The game only has a half-dozen settings for each customizable part of a character, and there is only one single torso “piece” with no color choice. The “shirt” choice, for example, is a teal-colored shirt. There is exactly one feminine torso, a red dress with heavy cleavage showing. Characters have no genders, they just pick pieces randomly, so you can have a gray-haired character with double bun hairdo, a goatee, and a significant bust hanging out of a red dress.

Hopefully, with time, there will be some expansion of the choices, especially including the likes of simply palette-swapping what color shirt you wear, so I’m not too hung up on it, but with customization being a major theme, it does feel a little disappointing that it’s so minimal.

Customization also plays a part in your workshop, where you can add rugs or paintings to the place. Rugs come in different colors, but they each require their own recipe to do so. I really wish there were something more like Terraria’s dying system, where you can make a base item, and then color it separately. It greatly expands the ways in which you can genuinely customize your house when you have what amounts to separate textures and colors.

Verdict

Craftlands is filled with annoying niggles that could be fixed eventually, but if you are the sort that enjoys crafting and selling purely for its own sake, this may interest you. That said, many of the game systems feel a bit on the shallow end, and I would have greatly appreciated a crafting system with mini-games that were more enjoyable in their own right.

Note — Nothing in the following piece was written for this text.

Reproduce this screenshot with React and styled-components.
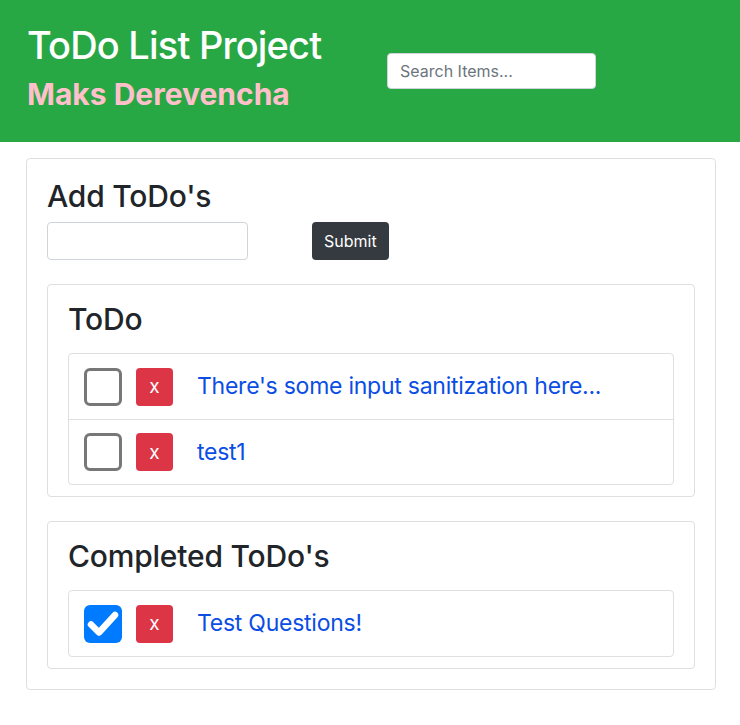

Farming, for example, is literally just putting seeds on dirt and coming by every few days to gather the results. There’s not even the trivial water can exercise in Harvest Moon games, much less anything like Rune Factory 4’s soil fertility system to play with. Most of the craft games are just holding down right-click and waiting. Games like Yohoho! Puzzle Pirates introduces a new mini-game that is fun to play in its own right for every job you have to perform, so you can play a Bejewelled clone while pumping bilge on your pirate ship. That makes a game all about mini-games fun. This is a game with nothing but the sheer amount of micromanagement and multi-tasking to distract you from the fact it’s all about making money and filling up progress bars.